Biggest Loser

I live in the Land of the Lost. No, I don’t share a cave with Marshall, Will and Holly, nor do I play slow-motion games of “chase” with the neighborhood Sleestaks, but nevertheless, I live in the Land of the Lost–lost shoes, lost homework, lost lunch boxes, etc. As befits a citizen of the Land of the Lost, most of my time is spent practicing the (also) lost art of “looking.” (“Lost” at least, it would seem, to my fellow citizens.) Sometimes entire days will go by when I do nothing but search for one “vital” lost item after another, until the various nooks and crannies of my house are as drearily familiar to me as the frozen food section at Bashas’. (Here’s a question: if you have something that you consider “vital” to your health and happiness–such as a completed homework assignment–wouldn’t you make sure not to leave it in the backyard during the monsoon season? Or, if you had a favorite stuffed animal–one that had to be in place for sleep to occur–wouldn’t you leave it on your bed where you could find it? It seems to me that to do anything else would be ridiculous–as ridiculous as say, leaving 30,000 guns lying around a country filled with hostile insurgents. Although, on second thought, perhaps that’s not the best example.)
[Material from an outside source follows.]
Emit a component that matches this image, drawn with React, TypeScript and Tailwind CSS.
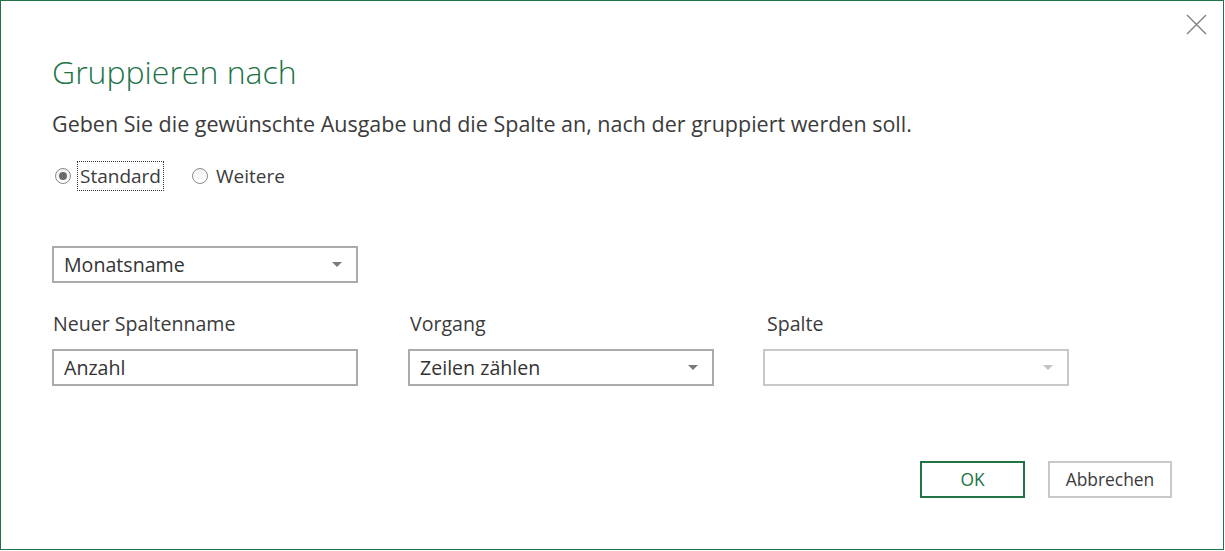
import React from 'react';

function Caret({ light = false }: { light?: boolean }) {
  return (
    <svg width="10" height="6" viewBox="0 0 10 6" className="shrink-0">
      <path d="M0 0 L10 0 L5 5 Z" fill={light ? '#c4c4c4' : '#7a7a7a'} />
    </svg>
  );
}

function Select({ value, disabled = false }: { value?: string; disabled?: boolean }) {
  return (
    <div
      className={
        'w-[306px] h-[37px] flex items-center justify-between pl-[10px] pr-[14px] border-2 bg-white ' +
        (disabled ? 'border-[#c8c8c8]' : 'border-[#ababab]')
      }
    >
      <span className="text-[19.6px] text-[#333] leading-none">{value}</span>
      <Caret light={disabled} />
    </div>
  );
}

function Radio({ checked }: { checked?: boolean }) {
  return (
    <span className="w-[16px] h-[16px] rounded-full border border-[#8a8a8a] bg-gradient-to-b from-[#f2f2f2] to-white flex items-center justify-center shrink-0">
      {checked && <span className="w-[8px] h-[8px] rounded-full bg-[#6b6b6b]" />}
    </span>
  );
}

export default function App() {
  return (
    <div
      className="relative w-[1224px] h-[550px] border border-[#217346] bg-white text-[#333]"
      style={{ fontFamily: '"Open Sans", "Noto Sans", sans-serif' }}
    >
      <button className="absolute right-[16px] top-[13px] w-[21px] h-[21px]">
        <svg width="21" height="21" viewBox="0 0 21 21">
          <path d="M1 1 L20 20 M20 1 L1 20" stroke="#808080" strokeWidth="1.4" />
        </svg>
      </button>

      <div className="pl-[51px] pt-[51px]">
        <h1 className="text-[32px] font-light text-[#217346] leading-[40px]">Gruppieren nach</h1>
        <p className="mt-[19px] text-[21.5px] leading-[26px] text-[#3b3b3b]">
          Geben Sie die gewünschte Ausgabe und die Spalte an, nach der gruppiert werden soll.
        </p>

        <div className="mt-[23px] flex items-center h-[31px] text-[19px] text-[#3b3b3b]">
          <div className="flex items-center">
            <span className="ml-[3px]"><Radio checked /></span>
            <span className="ml-[6px] px-[2px] leading-[28px] border border-dotted border-[#333]">Standard</span>
          </div>
          <div className="flex items-center ml-[28px]">
            <Radio />
            <span className="ml-[8px] leading-[28px]">Weitere</span>
          </div>
        </div>

        <div className="mt-[55px]">
          <Select value="Monatsname" />
        </div>

        <div className="mt-[28px] grid grid-cols-[356px_355px_306px] text-[19.6px] text-[#3b3b3b]">
          <div className="leading-[26px] pl-[1px]">Neuer Spaltenname</div>
          <div className="leading-[26px] pl-[2px]">Vorgang</div>
          <div className="leading-[26px] pl-[4px]">Spalte</div>
        </div>

        <div className="mt-[12px] grid grid-cols-[356px_355px_306px]">
          <div className="w-[306px] h-[37px] flex items-center pl-[10px] border-2 border-[#ababab]">
            <span className="text-[19.6px] leading-none text-[#333]">Anzahl</span>
          </div>
          <div>
            <Select value="Zeilen zählen" />
          </div>
          <div>
            <Select disabled />
          </div>
        </div>

        <div className="mt-[75px] flex justify-end pr-[51px] gap-[23px]">
          <button className="w-[105px] h-[37px] border-2 border-[#217346] text-[17.4px] text-[#217346]">OK</button>
          <button className="w-[124px] h-[37px] border-2 border-[#c8c8c8] text-[17.4px] text-[#3b3b3b]">Abbrechen</button>
        </div>
      </div>
    </div>
  );
}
Sometimes it gets so bad that I think that maybe I’m being punished for being forgetful in a former life, and, in a way, I suppose I am: after all, aren’t all parents being punished for the crimes they committed during their former lives as children? At least when I was a child, though, the things that I was looking for were the things that I, myself, had lost; with this current losing streak we’re living through the things I’m looking for are things in which I played no part in misplacing. And what’s worse: when it comes to the current crop of lost items, not only am I a member of the search party; all too often I am the search party.

Forget having my six-year-old son, Clyde, help look: he’s about as helpful as Spicoli (“I have a jacket? No way–what does it look like?”). And as for Clementine–well, since lately everything in her life seems to play out like the last scene in a Greek tragedy, most of her “looking” consists of long, bitter lamentations at the very idea of the object going missing in the first place ( “Oh heartless Universe: why have you once more riven my jacket from me?” Sort of a “Rage, rage against the dying of the light (blue jacket)” moment for the pre-pubescent set.) An alternate tack for her is to blame the loss on her little brother. Unfortunately, the same trait that renders him unsuitable for looking duties also makes him unfit as a scapegoat: “What? You used to have a jacket, too? Awesome!” (see Spicoli, ibid.)

One might think that, saddled as I am with two such unhelpful lookers, I could at least count on the services of the one other adult in my house–my husband–for help. One might think that, but then, one would be wrong, because if children are like Spicoli reborn, then husbands are like Spicoli grown up. How else would you explain that mine’s usual response to any and all appeals to help form a search party for missing library books, glasses, iPods, etc. is an infuriating: “Relax. It’ll turn up eventually.” (Yes, but I don’t need it eventually: I need it today).

Come to think of it, looking back on those old Land of the Lost episodes it now becomes painfully obvious why it was that they could never escape: it wasn’t because the portal back into their own world was too hard to find; it was because they didn’t have a mother there to look for it.